Der Präsident und der Mindestlohn
Barack Obama fordert in seiner Rede zur Lage der Nation eine markante Erhöhung des Mindestlohnes. Damit greift er ein politisch und ökonomisch heiss umstrittenes Thema auf.

Zum Thema Mindestlohn führen Ökonomen einen erbitterten Glaubenskrieg. Die Vertreter der klassisch-liberalen Schule argumentieren dabei wie folgt: Wenn die Löhne tief genug sinken, hat jeder Arbeit und es herrscht Vollbeschäftigung. Droht Arbeitslosigkeit, dann lautet die Lösung, dass die Arbeitsmärkte flexibilisiert werden müssen. Will heissen: Die Löhne müssen sinken und Gesetze und Verordnungen, die Arbeitsplätze sichern, abgeschafft werden. In dieser Optik ist der Mindestlohn ökonomisch unsinnig. Er verhindert, dass Jobs geschaffen werden, erhöht die Arbeitslosigkeit und macht so die Armen noch ärmer.
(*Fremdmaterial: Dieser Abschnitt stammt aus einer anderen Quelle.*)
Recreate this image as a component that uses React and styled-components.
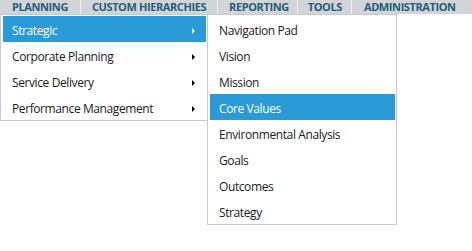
import React from "react";
import styled, { createGlobalStyle } from "styled-components";

const Global = createGlobalStyle`
  html, body { margin: 0; padding: 0; background: #ffffff; }
  body { font-family: "Open Sans", "Noto Sans", sans-serif; }
`;

const Page = styled.div`
  position: relative;
  width: 472px;
  height: 251px;
  overflow: hidden;
  background: #ffffff;
`;

const MenuBar = styled.nav`
  display: flex;
  align-items: stretch;
  height: 14px;
  background: #d1d5d7;
  padding-left: 1px;
`;

const TopItem = styled.div`
  display: flex;
  align-items: center;
  padding: 0 ${(p) => p.$right}px 0 ${(p) => p.$left}px;
  font-family: "Open Sans", "Noto Sans", sans-serif;
  font-weight: 700;
  font-size: 11px;
  letter-spacing: -0.4px;
  line-height: 14px;
  color: #245b7e;
  white-space: nowrap;
  & + & {
    border-left: 1px solid #eef0f1;
  }
`;

const Menus = styled.div`
  position: absolute;
  top: 14px;
  left: 0;
  display: flex;
  align-items: flex-start;
`;

const Menu = styled.ul`
  list-style: none;
  margin: 0 0 0 ${(p) => p.$overlap || 0}px;
  padding: 1px 1px 0 2px;
  width: ${(p) => p.$width}px;
  box-sizing: border-box;
  background: #ffffff;
  border: 1px solid #c9c9c9;
`;

const Item = styled.li`
  display: flex;
  align-items: center;
  justify-content: space-between;
  height: 26px;
  padding: 0 11px 0 9px;
  font-family: "Open Sans", "Noto Sans", sans-serif;
  font-size: 12px;
  letter-spacing: -0.4px;
  color: ${(p) => (p.$active ? "#ffffff" : "#1a1a1a")};
  background: ${(p) => (p.$active ? "#2a9bd7" : "transparent")};
  white-space: nowrap;
`;

const Label = styled.span`
  padding-top: 2px;
`;

const Arrow = styled.span`
  width: 0;
  height: 0;
  border-top: 3px solid transparent;
  border-bottom: 3px solid transparent;
  border-left: 3px solid ${(p) => (p.$active ? "#ffffff" : "#000000")};
  margin-top: 3px;
`;

const top = [
  { label: "PLANNING", left: 11, right: 12 },
  { label: "CUSTOM HIERARCHIES", left: 11, right: 11 },
  { label: "REPORTING", left: 11, right: 8 },
  { label: "TOOLS", left: 10, right: 9 },
  { label: "ADMINISTRATION", left: 12, right: 10 },
];

const main = ["Strategic", "Corporate Planning", "Service Delivery", "Performance Management"];
const sub = [
  "Navigation Pad",
  "Vision",
  "Mission",
  "Core Values",
  "Environmental Analysis",
  "Goals",
  "Outcomes",
  "Strategy",
];

export default function App() {
  return (
    <Page>
      <Global />
      <MenuBar>
        {top.map((t) => (
          <TopItem key={t.label} $left={t.left} $right={t.right}>
            {t.label}
          </TopItem>
        ))}
      </MenuBar>
      <Menus>
        <Menu $width={208}>
          {main.map((m, i) => (
            <Item key={m} $active={i === 0}>
              <Label>{m}</Label>
              <Arrow $active={i === 0} />
            </Item>
          ))}
        </Menu>
        <Menu $width={190} $overlap={-1}>
          {sub.map((s) => (
            <Item key={s} $active={s === "Core Values"}>
              <Label>{s}</Label>
            </Item>
          ))}
        </Menu>
      </Menus>
    </Page>
  );
}
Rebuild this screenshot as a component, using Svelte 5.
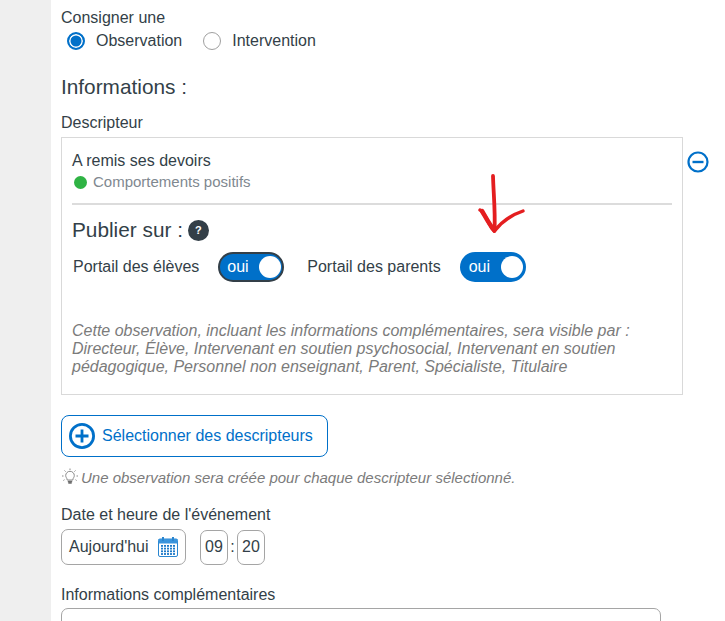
<script>
	const gridDots = [];
	for (let row = 0; row < 4; row++) {
		for (let col = 0; col < 5; col++) {
			gridDots.push({ x: 3 + col * 3, y: 8 + row * 2.7 });
		}
	}
</script>

<div class="page">
	<aside class="side"></aside>
	<main class="content">
		<div class="label">Consigner une</div>
		<div class="radios">
			<span class="radio on"></span>
			<span class="radio-text">Observation</span>
			<span class="radio off"></span>
			<span class="radio-text">Intervention</span>
		</div>

		<h2 class="title">Informations :</h2>
		<div class="label desc-label">Descripteur</div>

		<div class="desc-row">
			<section class="box">
				<div class="desc-name">A remis ses devoirs</div>
				<div class="desc-cat"><span class="dot"></span>Comportements positifs</div>
				<hr />
				<div class="publish">
					<span class="publish-title">Publier sur :</span>
					<span class="help">?</span>
				</div>
				<div class="toggles">
					<span class="toggle-label first">Portail des élèves</span>
					<span class="toggle focused"><span class="oui">oui</span><span class="knob"></span></span>
					<span class="toggle-label second">Portail des parents</span>
					<span class="toggle"><span class="oui">oui</span><span class="knob"></span></span>
					<svg class="arrow" width="52" height="60" viewBox="0 0 52 60" fill="none" stroke="#e41e20" stroke-linecap="round" stroke-linejoin="round">
						<path d="M17 2 C17.500 20 19.500 38 18.500 57" stroke-width="3.800" />
						<path d="M4 36 C8 38 11 46 14 51 C15 54 17 56 18.500 57 C24 50 32 42 47 37" stroke-width="3.400" />
						<path d="M6 37 C9 42 13 50 18 56" stroke-width="4.500" />
					</svg>
				</div>
				<p class="note">Cette observation, incluant les informations complémentaires, sera visible par : Directeur, Élève, Intervenant en soutien psychosocial, Intervenant en soutien pédagogique, Personnel non enseignant, Parent, Spécialiste, Titulaire</p>
			</section>
			<svg class="minus" width="22" height="22" viewBox="0 0 22 22" fill="none" stroke="#0070c9" stroke-width="2.200">
				<circle cx="11" cy="11" r="9.500" />
				<path d="M5.500 11 H16.500" stroke-width="2.400" />
			</svg>
		</div>

		<button class="select-btn">
			<svg width="28" height="28" viewBox="0 0 28 28" fill="none" stroke="#0070c9" stroke-width="2.800">
				<circle cx="14" cy="14" r="11.600" />
				<path d="M14 7.500 V20.500 M7.500 14 H20.500" stroke-width="2.800" />
			</svg>
			<span>Sélectionner des descripteurs</span>
		</button>

		<div class="hint">
			<svg width="18" height="18" viewBox="0 0 18 18" fill="none" stroke="#8a8a8a" stroke-width="1">
				<path d="M6.200 12 C6 9.800 4.700 9.500 4.700 7.600 A4.300 4.300 0 0 1 13.300 7.600 C13.300 9.500 12 9.800 11.800 12 Z" />
				<path d="M6.800 13.500 H11.200 M7.300 15 H10.700" stroke-width="1.500" stroke="#6f6f6f" />
				<path d="M9 0.500 V2 M3.500 2.500 L4.600 3.600 M14.500 2.500 L13.400 3.600 M1 8 H2.500 M15.500 8 H17 M2.400 12.500 L3.500 11.700 M15.600 12.500 L14.500 11.700" />
			</svg>
			<em>Une observation sera créée pour chaque descripteur sélectionné.</em>
		</div>

		<div class="label date-label">Date et heure de l'événement</div>
		<div class="date-row">
			<div class="date-input">
				<span>Aujourd'hui</span>
				<svg width="20" height="20" viewBox="0 0 20 20">
					<rect x="0.500" y="2" width="19" height="17.500" rx="1.500" fill="#fff" stroke="#2a86d0" />
					<rect x="0.500" y="2" width="19" height="4.500" fill="#3a94dc" />
					<rect x="4" y="0" width="2" height="4" fill="#2a86d0" />
					<rect x="14" y="0" width="2" height="4" fill="#2a86d0" />
					{#each gridDots as d}
						<rect x={d.x} y={d.y} width="2" height="1.800" fill="#1f7bc9" />
					{/each}
				</svg>
			</div>
			<div class="time">09</div>
			<span class="colon">:</span>
			<div class="time">20</div>
		</div>

		<div class="label info-label">Informations complémentaires</div>
		<div class="textarea"></div>
	</main>
</div>

<style>
	:global(body) {
		background: #fff;
		font-family: "Liberation Sans", Arial, sans-serif;
		color: #333f48;
	}

	.page {
		display: flex;
		width: 725px;
		height: 621px;
		overflow: hidden;
	}

	.side {
		width: 51px;
		flex: none;
		background: #efefef;
	}

	.content {
		padding: 9px 0 0 10px;
		flex: 1;
		min-width: 0;
	}

	.label {
		font-size: 16px;
		line-height: 18px;
	}

	.radios {
		display: flex;
		align-items: center;
		height: 20px;
		margin-top: 4px;
		margin-left: 6px;
	}

	.radio {
		box-sizing: border-box;
		width: 18px;
		height: 18px;
		border-radius: 50%;
		background: #fff;
		flex: none;
	}

	.radio.on {
		border: 2.500px solid #0070c9;
		box-shadow: inset 0 0 0 1.500px #fff;
		background: #0070c9;
	}

	.radio.off {
		border: 1px solid #a0a0a0;
		margin-left: 21px;
	}

	.radio-text {
		font-size: 16px;
		margin-left: 11px;
	}

	.title {
		font-size: 20.800px;
		font-weight: 400;
		line-height: 24px;
		margin: 24px 0 0;
	}

	.desc-label {
		margin-top: 15px;
	}

	.desc-row {
		display: flex;
		align-items: flex-start;
		margin-top: 5px;
	}

	.box {
		box-sizing: border-box;
		width: 622px;
		height: 258px;
		border: 1px solid #d9d9d9;
		padding: 14px 10px 0;
		flex: none;
	}

	.minus {
		margin: 14px 0 0 4px;
		flex: none;
	}

	.desc-name {
		font-size: 16px;
		line-height: 18px;
	}

	.desc-cat {
		display: flex;
		align-items: center;
		font-size: 15px;
		line-height: 18px;
		color: #808890;
		margin-top: 3px;
	}

	.dot {
		width: 13px;
		height: 13px;
		border-radius: 50%;
		background: #2fb344;
		margin: 0 6px 0 2px;
	}

	hr {
		border: 0;
		height: 2px;
		background: #dcdcdc;
		margin: 12px 0 0;
	}

	.publish {
		display: flex;
		align-items: center;
		margin-top: 12px;
		height: 26px;
	}

	.publish-title {
		font-size: 20.800px;
	}

	.help {
		width: 21px;
		height: 21px;
		border-radius: 50%;
		background: #333f48;
		color: #fff;
		font-size: 11px;
		font-weight: 700;
		display: flex;
		align-items: center;
		justify-content: center;
		margin-left: 5px;
	}

	.toggles {
		position: relative;
		display: flex;
		align-items: center;
		margin-top: 9px;
		height: 30px;
	}

	.toggle-label {
		font-size: 16px;
	}

	.toggle-label.first {
		margin-left: 1px;
	}

	.toggle-label.second {
		margin-left: 23px;
	}

	.toggle {
		box-sizing: border-box;
		display: flex;
		align-items: center;
		justify-content: space-between;
		width: 66px;
		height: 30px;
		border-radius: 15px;
		background: #0070c9;
		color: #fff;
		font-size: 16px;
		padding: 0 3px 0 9px;
		margin-left: 19px;
	}

	.toggle.focused {
		border: 2px solid #333f48;
		padding: 0 1px 0 7px;
	}

	.knob {
		width: 22px;
		height: 22px;
		border-radius: 50%;
		background: #fff;
	}

	.arrow {
		position: absolute;
		left: 404px;
		top: -78px;
	}

	.note {
		font-size: 16px;
		line-height: 18px;
		font-style: italic;
		color: #7b7b7b;
		margin: 40px 0 0;
	}

	.select-btn {
		display: flex;
		align-items: center;
		box-sizing: border-box;
		width: 267px;
		height: 42px;
		margin-top: 20px;
		padding: 0 0 0 6px;
		border: 1px solid #0070c9;
		border-radius: 8px;
		background: #fff;
		color: #0070c9;
		font-family: inherit;
		font-size: 16px;
	}

	.select-btn span {
		margin-left: 6px;
	}

	.hint {
		display: flex;
		align-items: center;
		margin-top: 11px;
		height: 18px;
		font-size: 15px;
		color: #7b7b7b;
	}

	.hint em {
		margin-left: 2px;
	}

	.date-label {
		margin-top: 20px;
	}

	.date-row {
		display: flex;
		align-items: center;
		margin-top: 5px;
	}

	.date-input {
		box-sizing: border-box;
		display: flex;
		align-items: center;
		justify-content: space-between;
		width: 125px;
		height: 36px;
		border: 1px solid #a5a5a5;
		border-radius: 7px;
		padding: 0 7px;
		font-size: 16px;
	}

	.time {
		box-sizing: border-box;
		width: 28px;
		height: 35px;
		border: 1px solid #a5a5a5;
		border-radius: 7px;
		font-size: 16px;
		display: flex;
		align-items: center;
		justify-content: center;
	}

	.date-input + .time {
		margin-left: 14px;
	}

	.colon {
		width: 9px;
		text-align: center;
		font-size: 16px;
	}

	.info-label {
		margin-top: 21px;
	}

	.textarea {
		box-sizing: border-box;
		width: 600px;
		height: 60px;
		margin-top: 4px;
		border: 1px solid #a5a5a5;
		border-radius: 7px;
	}
</style>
Das Gegenstück zur klassisch-liberalen Ökonomie sind die Theorien von John Maynard Keynes. Kurz zusammengefasst besagen sie: Arbeitslosigkeit ist eine Folge von mangelnder Nachfrage. Wenn die Löhne sinken, dann haben die Menschen kein Geld, um Güter und Dienstleistungen zu konsumieren, die Unternehmer keinen Anreiz zu investieren und Arbeitsplätze zu schaffen. Der Mindestlohn sorgt für mehr Nachfrage und damit auch für mehr Jobs und ist daher sinnvoll.
Der Entscheid kann nur politisch sein
Wer hat recht? Empirisch lässt sich dieser Streit nicht entscheiden. Es gibt zwar zahllose Studien dazu, doch sie werden nach dem Motto verfasst: Trau keiner Statistik, die du nicht selbst gefälscht hast. Dank einer immensen Datenfülle kann jede Seite deshalb Zahlen präsentieren, welche die eigene Position vermeintlich unterstützen. Weil es keine objektive Lösung gibt, muss die Frage politisch entschieden werden. Genau dies hat Präsident Barack Obama jetzt getan. Er fordert eine massive Erhöhung des Mindestlohnes von derzeit 7.25 Dollar auf 9 Dollar pro Stunde. Falls er sich im Kongress durchsetzen kann, wäre das die grösste Erhöhung seit Jahrzehnten.
Politisch und moralisch gesehen hat der Präsident zweifellos sehr gute Argumente. Derzeit müssen rund 15 Millionen Amerikanerinnen und Amerikaner mit dem Mindestlohn auskommen. Er reicht nicht aus, um selbst einen bescheidenen Lebensstandard zu bestreiten. Das bedeutet, dass Millionen auf Sozialhilfe angewiesen sind, obwohl sie einer Vollzeitbeschäftigung nachgehen. «Das ist falsch», erklärte der Präsident in seiner Rede. «Lasst uns dafür sorgen, dass in der reichsten Nation niemand, der vollständig erwerbstätig ist, in Armut leben muss.»
Mittel für den Mittelstand
Auch langfristig gesehen spricht vieles für einen Mindestlohn. Wachsende Ungleichheit und das Entstehen einer neuen Oligarchie sind das dringendste soziale und wirtschaftliche Problem in den USA. Selbst von der staatlichen Hilfe profitieren vor allem Gutbetuchte. Der kleine Mann wird nur in den Sonntagsreden gefeiert. In der Praxis sind beispielsweise 60 Prozent der Hypothekar-Hilfen nach dem Platzen der Immobilienblase an die zehn Prozent reichsten Einwohner geflossen. Das trifft auch auf die Subventionen im Gesundheits- und Alterswesen zu.
Deshalb ist der Mittelstand heute primär auf staatliche Anschubhilfe angewiesen. Das will der Präsident nicht nur mit einer massiven Anhebung des Mindestlohnes tun, sondern mit einem weitreichenden Programm. Es umfasst eine Reform des Steuersystems, einen Ausbau der vorschulischen Erziehung, eine Erneuerung der Infrastruktur und mehr Freihandel mit Europa.
Mindestlöhne in Deutschland und der Schweiz
Nicht nur Obama hat sich einen höheren Mindestlohn auf die Fahnen geschrieben. In Deutschland etwa hat sich Bundeskanzlerin Angela Merkel nach langem Ringen auf die Seite der Gewerkschaften gestellt und setzt sich nun ebenfalls für dieses Anliegen ein. In der Schweiz kämpft der Gewerkschaftsbund für einen gesetzlich verankerten Mindestlohn von 22 Franken pro Stunde.